One of the most remarkable developments in Computer Science over the past 30 years has been the realization that allowing computers to toss coins can lead to algorithms that are more efficient, conceptually simpler and more elegant that their best known deterministic counterparts. Randomization has since become such a ubiquitous tool in algorithm design that any kind of encyclopedic treatment in one course is impossible. Instead, I will attempt to survey several of the most widely used techniques, illustrating them with examples taken from both algorithms and random structures. A tentative and very rough course outline, just to give you a flavor of the course, is the following:
• Elementary examples: e.g., checking identities, fingerprinting and pattern matching, primality testing.
• Moments and deviations: e.g., linearity of expectation, universal hash functions, second moment method, unbiased estimators, approximate counting.
• The probabilistic method: e.g., threshold phenomena in random graphs and random k-SAT formulas; Lovász Local Lemma.
• Chernoff/Hoeffding tail bounds: e.g., Hamilton cycles in a random graph, randomized routing, occupancy problems and load balancing, the Poisson approximation.
• Martingales and bounded differences: e.g., Azuma's inequality, chromatic number of a random graph, sharp concentration of Quicksort, optional stopping theorem and hitting times.
• Random spatial data: e.g, subadditivity, Talagrand's inequality, the TSP and longest increasing subsequences.
• Random walks and Markov chains: e.g., hitting and cover times, probability amplification by random walks on expanders, Markov chain Monte Carlo algorithms.
• Miscellaneous additional topics as time permits: e.g., statistical physics, reconstruction problems, rigorous analysis of black-box optimization heuristics,...

Prerequisites

Mathematical maturity, and a solid grasp of undergraduate material on Algorithms and Data Structures, Discrete Probability and Combinatorics. If you are unsure about the suitability of your background, please talk to me before committing to the class.

Registration

Following department policy, all students - including auditors - are requested to register for the class. Auditors should register S/U; an S grade will be awarded for class participation and satisfactory scribe notes. If there is excessive demand for the class, it may be necessary to limit enrollment to full-time graduate students. Those who decide to drop the class are requested to do so promptly so that others may take their place.

Suggested References

There is no required text for the class, and no text that covers more than about one third of the topics.

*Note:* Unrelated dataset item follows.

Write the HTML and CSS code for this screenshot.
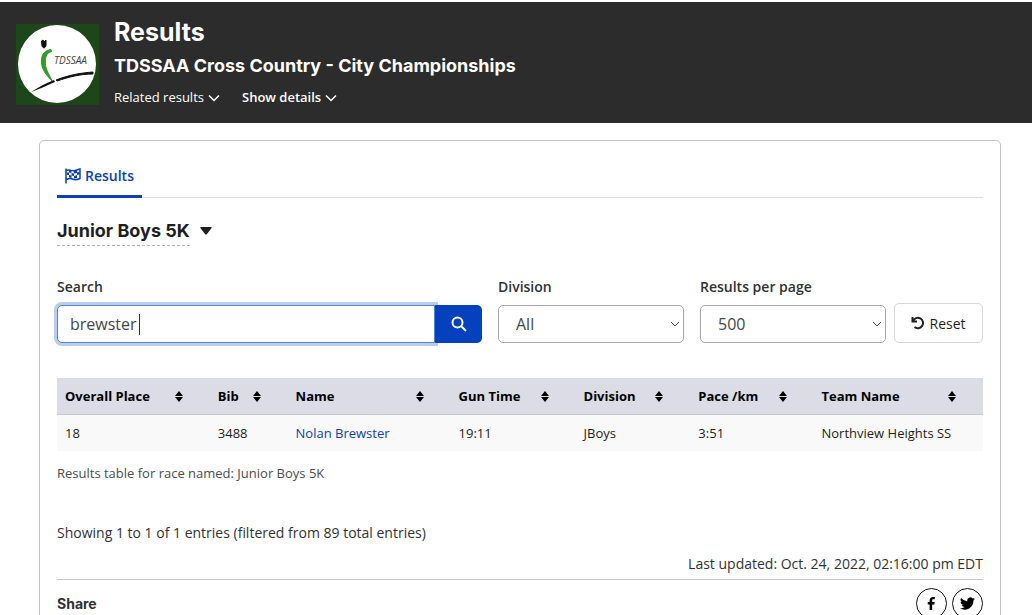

However, the following books cover significant portions of the material, and are useful references.
• Noga Alon and Joel Spencer, The Probabilistic Method (3rd ed.), Wiley, 2008.
• Svante Janson, Tomasz Łuczak and Andrzej Ruciński, Random Graphs, Wiley, 2000.
• Geoffrey Grimmett and David Stirzaker, Probability and Random Processes (3rd ed.), Oxford Univ Press, 2001.
• Michael Mitzenmacher and Eli Upfal, Probability and Computing: Randomized Algorithms and Probabilistic Analysis, Cambridge Univ Press, 2005.
• Rajeev Motwani and Prabhakar Raghavan, Randomized Algorithms, Cambridge Univ Press, 1995.

Scribe Notes

Scribe notes for all lectures will be posted on this web page shortly after each lecture. These will be based on (edited versions of) scribe notes from previous renditions of the class. In some cases, where there is substantial new material, I may request volunteers to write scribe notes for occasional classes.

Assessment etc.

The assessment mechanism will depend on the final composition of the class and will be announced later. A major (and possibly the only) component will be a small number of sets of homework exercises distributed through the semester. You are encouraged to do the Exercises sprinkled through the scribe notes as we go along, as these will ensure that you absorb the material in real time and should make the homeworks more manageable. If the class is not too large, students may also be asked to present a paper at the end of the semester.